[WRITTEN PROBLEM] From the entries below, report how many lines contain the string "this". Give only that number.

[DATASET EXCERPTS]
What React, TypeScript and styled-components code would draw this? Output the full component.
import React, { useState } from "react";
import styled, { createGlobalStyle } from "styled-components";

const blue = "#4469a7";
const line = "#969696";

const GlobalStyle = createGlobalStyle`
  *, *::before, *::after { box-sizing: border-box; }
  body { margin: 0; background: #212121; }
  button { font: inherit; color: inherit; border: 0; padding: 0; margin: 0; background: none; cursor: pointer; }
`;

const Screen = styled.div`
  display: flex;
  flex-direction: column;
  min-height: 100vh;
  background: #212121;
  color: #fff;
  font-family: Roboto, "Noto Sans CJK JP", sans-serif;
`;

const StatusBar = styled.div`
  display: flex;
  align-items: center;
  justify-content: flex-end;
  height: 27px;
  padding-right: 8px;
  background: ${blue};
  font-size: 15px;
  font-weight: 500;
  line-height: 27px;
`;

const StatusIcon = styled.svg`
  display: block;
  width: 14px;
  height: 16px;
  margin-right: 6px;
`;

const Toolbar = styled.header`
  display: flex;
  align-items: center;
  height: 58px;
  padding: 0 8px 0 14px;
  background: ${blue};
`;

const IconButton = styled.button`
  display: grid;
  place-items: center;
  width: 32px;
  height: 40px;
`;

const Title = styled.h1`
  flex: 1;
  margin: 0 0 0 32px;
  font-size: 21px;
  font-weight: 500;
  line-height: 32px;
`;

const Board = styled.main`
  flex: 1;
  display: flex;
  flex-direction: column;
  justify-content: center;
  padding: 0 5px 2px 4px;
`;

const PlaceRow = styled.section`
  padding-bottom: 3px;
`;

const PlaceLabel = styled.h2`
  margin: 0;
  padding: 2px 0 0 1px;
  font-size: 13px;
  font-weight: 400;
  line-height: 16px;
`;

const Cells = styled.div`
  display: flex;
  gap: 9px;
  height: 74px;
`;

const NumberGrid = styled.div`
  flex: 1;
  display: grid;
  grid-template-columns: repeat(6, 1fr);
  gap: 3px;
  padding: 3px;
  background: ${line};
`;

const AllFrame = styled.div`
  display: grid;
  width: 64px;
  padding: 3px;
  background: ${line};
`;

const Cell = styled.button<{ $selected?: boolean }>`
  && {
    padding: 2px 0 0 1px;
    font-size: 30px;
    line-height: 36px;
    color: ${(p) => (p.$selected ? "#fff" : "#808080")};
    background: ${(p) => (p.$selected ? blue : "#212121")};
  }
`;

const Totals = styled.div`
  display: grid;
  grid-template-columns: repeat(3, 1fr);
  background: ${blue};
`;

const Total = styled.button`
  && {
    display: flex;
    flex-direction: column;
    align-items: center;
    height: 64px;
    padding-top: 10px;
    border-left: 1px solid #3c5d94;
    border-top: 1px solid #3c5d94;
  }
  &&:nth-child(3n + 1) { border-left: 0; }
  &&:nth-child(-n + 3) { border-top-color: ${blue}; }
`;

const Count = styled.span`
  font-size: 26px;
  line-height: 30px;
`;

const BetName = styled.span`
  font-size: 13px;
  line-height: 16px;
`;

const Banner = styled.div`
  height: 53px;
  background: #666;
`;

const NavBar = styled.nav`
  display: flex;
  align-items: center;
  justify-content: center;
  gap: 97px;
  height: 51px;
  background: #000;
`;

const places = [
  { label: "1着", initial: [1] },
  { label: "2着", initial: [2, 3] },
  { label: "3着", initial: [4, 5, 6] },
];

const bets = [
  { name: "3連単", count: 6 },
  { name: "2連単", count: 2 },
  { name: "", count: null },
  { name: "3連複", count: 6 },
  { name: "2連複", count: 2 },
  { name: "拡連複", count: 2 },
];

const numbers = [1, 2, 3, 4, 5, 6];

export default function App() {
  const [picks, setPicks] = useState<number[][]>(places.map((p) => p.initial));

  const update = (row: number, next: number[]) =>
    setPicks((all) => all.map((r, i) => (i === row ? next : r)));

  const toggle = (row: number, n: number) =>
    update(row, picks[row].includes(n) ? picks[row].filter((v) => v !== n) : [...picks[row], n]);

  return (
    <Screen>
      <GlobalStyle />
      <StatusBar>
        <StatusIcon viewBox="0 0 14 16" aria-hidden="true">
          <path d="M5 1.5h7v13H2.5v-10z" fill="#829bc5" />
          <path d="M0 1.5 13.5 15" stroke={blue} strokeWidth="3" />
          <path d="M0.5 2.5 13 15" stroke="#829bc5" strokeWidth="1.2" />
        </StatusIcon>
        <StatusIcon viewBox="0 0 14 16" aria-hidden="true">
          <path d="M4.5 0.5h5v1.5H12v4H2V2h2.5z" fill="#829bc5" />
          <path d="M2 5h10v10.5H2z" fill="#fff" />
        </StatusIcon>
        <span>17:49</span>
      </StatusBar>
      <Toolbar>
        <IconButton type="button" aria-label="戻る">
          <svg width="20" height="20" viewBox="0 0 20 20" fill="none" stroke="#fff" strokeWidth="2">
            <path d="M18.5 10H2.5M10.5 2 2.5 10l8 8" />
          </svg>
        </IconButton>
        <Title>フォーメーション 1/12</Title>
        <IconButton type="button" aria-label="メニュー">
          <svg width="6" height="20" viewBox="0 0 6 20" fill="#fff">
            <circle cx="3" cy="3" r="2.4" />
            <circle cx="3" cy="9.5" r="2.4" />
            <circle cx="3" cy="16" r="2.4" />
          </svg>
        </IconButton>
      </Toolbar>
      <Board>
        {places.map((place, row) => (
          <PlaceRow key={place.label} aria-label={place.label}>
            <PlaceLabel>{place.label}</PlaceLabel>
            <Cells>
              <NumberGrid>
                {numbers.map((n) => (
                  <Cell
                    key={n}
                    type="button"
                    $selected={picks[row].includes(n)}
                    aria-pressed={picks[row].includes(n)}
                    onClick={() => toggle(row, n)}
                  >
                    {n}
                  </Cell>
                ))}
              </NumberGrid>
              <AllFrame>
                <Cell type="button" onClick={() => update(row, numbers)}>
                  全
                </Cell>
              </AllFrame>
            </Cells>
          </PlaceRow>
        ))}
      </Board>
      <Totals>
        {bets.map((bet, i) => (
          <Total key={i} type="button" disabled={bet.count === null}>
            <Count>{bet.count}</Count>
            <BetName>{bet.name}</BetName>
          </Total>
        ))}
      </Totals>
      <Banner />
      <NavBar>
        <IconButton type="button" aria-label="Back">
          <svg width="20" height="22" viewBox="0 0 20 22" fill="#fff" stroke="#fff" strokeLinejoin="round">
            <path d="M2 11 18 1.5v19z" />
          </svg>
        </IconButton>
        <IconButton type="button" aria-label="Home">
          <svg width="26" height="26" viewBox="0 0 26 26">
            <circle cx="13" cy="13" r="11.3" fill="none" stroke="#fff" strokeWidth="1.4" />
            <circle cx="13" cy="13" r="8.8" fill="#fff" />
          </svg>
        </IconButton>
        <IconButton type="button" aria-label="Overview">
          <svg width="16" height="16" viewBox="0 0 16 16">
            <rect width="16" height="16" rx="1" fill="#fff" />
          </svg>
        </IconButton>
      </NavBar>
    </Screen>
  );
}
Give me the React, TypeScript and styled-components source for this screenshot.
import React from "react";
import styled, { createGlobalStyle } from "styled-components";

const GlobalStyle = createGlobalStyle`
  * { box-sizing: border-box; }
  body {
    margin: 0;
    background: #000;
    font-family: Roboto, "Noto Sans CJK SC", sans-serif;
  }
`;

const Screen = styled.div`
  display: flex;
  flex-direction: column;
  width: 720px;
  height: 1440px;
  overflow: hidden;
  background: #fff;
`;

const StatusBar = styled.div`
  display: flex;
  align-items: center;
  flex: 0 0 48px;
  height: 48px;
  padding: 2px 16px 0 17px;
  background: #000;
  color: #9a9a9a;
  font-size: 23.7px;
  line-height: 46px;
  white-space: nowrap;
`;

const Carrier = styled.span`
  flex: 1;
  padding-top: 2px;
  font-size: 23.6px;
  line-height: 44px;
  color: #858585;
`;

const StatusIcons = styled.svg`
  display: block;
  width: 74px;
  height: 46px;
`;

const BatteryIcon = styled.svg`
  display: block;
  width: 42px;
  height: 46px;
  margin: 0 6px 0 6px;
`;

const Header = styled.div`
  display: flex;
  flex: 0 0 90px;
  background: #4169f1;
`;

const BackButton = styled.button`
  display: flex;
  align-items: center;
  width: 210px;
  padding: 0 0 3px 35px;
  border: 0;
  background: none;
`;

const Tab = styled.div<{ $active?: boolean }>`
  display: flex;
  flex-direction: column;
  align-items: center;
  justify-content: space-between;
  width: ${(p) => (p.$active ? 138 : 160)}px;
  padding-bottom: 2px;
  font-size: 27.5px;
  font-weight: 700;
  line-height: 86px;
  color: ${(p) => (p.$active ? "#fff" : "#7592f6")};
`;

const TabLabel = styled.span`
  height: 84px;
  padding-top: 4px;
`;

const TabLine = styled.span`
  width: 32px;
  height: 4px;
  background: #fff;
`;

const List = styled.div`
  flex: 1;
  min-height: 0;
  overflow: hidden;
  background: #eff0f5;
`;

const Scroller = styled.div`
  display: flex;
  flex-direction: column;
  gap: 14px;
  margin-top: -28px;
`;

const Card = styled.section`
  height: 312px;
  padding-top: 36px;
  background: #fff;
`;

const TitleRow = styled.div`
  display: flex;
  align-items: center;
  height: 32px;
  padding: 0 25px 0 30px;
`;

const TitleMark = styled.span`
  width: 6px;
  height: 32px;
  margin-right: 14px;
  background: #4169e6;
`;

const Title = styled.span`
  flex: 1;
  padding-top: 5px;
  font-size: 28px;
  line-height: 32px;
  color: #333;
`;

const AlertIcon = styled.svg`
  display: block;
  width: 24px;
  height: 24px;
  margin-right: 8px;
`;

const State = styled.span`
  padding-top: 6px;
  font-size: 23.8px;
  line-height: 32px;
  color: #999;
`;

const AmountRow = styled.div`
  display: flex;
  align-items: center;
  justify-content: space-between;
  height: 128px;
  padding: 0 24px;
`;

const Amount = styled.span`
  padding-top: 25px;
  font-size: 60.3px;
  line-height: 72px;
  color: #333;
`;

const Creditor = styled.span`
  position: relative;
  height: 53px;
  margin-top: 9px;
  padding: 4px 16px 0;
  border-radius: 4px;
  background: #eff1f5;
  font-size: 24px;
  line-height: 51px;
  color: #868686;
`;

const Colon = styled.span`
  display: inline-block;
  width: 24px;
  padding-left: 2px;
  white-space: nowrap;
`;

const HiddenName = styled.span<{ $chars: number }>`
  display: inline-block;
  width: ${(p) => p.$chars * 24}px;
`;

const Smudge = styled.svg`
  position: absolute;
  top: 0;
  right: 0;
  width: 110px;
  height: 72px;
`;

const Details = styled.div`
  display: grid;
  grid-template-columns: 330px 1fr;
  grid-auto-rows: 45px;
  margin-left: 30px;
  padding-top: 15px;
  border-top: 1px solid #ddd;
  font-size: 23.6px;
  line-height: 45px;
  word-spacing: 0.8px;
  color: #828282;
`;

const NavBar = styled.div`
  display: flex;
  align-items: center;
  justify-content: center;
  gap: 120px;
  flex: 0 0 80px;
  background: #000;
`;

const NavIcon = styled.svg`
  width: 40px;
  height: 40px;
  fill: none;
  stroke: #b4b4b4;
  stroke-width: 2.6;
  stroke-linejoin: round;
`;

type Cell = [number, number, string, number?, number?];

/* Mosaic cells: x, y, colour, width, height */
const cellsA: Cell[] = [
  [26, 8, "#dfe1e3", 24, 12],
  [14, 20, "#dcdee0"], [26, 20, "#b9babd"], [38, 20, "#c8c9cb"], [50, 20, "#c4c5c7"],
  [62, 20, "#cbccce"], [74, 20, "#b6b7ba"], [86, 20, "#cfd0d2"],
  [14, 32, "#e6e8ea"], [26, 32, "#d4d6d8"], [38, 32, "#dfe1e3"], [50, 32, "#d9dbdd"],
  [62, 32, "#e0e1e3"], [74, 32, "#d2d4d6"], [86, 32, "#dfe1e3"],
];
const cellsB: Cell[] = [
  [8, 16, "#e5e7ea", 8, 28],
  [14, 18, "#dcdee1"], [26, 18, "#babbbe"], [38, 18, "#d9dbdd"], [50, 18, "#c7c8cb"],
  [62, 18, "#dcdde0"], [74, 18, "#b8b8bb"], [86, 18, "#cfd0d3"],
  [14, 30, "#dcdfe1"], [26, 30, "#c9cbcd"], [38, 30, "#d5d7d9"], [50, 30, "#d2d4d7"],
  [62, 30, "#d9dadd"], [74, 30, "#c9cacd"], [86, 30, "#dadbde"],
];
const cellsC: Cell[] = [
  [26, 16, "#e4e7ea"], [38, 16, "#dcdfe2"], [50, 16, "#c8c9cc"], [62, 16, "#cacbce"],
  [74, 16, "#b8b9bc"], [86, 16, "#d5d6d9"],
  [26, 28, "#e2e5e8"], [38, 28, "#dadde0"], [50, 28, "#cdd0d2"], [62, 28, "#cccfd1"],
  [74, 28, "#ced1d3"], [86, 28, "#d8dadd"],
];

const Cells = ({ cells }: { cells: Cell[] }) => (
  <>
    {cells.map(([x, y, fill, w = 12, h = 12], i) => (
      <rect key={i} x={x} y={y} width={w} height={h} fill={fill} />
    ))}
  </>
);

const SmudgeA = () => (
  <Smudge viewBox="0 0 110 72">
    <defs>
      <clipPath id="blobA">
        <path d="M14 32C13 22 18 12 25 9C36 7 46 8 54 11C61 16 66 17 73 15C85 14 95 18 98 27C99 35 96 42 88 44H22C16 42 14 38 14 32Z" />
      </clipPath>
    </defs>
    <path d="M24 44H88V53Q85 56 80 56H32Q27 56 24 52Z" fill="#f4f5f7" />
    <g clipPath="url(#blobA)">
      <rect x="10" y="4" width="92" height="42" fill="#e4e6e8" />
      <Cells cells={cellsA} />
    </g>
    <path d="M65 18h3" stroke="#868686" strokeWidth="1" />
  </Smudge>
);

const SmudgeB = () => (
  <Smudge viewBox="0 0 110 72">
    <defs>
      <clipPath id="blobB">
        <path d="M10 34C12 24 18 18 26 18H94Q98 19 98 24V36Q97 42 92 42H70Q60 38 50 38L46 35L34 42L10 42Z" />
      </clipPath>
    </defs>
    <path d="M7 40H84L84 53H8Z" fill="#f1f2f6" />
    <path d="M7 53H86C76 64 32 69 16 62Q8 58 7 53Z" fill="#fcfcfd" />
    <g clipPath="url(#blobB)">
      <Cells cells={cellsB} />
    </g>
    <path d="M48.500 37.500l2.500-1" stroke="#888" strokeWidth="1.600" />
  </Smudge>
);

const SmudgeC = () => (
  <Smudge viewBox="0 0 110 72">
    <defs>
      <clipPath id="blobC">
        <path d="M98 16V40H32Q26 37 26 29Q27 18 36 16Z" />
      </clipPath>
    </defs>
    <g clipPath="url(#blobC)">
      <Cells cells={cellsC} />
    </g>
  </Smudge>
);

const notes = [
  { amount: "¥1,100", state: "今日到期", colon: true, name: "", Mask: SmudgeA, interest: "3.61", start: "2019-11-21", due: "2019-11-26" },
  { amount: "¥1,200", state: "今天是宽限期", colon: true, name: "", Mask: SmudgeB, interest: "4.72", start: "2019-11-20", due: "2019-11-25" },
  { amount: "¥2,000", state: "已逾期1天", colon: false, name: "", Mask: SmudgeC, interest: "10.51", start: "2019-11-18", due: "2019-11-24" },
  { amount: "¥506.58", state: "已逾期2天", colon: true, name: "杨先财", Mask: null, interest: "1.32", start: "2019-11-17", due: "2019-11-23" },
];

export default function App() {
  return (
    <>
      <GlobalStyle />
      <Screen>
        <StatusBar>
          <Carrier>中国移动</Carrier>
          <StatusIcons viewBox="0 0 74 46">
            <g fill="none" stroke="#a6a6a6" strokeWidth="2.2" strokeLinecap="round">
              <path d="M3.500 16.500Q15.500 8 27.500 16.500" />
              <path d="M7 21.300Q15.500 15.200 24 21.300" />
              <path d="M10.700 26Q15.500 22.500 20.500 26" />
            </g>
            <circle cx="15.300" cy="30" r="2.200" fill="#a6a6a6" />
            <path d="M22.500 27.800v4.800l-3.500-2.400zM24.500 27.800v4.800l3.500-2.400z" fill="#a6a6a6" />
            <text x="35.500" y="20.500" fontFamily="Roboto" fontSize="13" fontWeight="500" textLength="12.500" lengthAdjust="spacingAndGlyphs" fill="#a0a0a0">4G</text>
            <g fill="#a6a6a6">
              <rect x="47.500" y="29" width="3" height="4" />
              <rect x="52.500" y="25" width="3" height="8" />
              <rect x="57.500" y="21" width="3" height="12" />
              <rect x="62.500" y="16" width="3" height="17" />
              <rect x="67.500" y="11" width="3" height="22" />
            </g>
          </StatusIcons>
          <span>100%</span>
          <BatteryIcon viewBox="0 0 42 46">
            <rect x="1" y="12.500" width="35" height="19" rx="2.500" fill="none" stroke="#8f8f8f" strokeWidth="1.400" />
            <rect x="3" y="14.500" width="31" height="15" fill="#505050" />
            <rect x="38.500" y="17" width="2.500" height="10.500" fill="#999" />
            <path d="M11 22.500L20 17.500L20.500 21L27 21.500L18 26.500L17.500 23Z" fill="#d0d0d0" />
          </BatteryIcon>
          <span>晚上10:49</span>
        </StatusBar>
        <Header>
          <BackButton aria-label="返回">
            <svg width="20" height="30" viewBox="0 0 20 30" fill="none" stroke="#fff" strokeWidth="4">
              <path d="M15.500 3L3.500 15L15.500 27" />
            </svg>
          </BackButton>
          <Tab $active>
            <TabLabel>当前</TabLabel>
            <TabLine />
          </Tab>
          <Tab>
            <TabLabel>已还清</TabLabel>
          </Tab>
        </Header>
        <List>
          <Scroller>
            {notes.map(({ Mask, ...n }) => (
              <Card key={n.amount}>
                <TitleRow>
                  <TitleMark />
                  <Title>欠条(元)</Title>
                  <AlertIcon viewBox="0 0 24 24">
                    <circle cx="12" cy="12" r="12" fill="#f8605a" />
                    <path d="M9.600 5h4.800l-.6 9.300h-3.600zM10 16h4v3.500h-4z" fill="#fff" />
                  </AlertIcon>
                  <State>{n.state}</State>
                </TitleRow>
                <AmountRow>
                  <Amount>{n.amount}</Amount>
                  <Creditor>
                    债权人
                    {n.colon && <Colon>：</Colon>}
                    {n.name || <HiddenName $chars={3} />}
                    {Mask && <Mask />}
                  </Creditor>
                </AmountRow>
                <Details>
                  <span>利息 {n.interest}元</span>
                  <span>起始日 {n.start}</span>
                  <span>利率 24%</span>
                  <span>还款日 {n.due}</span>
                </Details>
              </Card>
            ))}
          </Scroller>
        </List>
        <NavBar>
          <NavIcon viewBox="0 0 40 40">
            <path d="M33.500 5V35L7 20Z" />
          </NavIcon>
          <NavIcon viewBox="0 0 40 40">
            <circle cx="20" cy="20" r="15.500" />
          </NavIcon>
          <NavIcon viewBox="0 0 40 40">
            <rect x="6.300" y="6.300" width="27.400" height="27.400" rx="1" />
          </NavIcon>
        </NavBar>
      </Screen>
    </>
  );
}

[WRITTEN RESPONSE] 2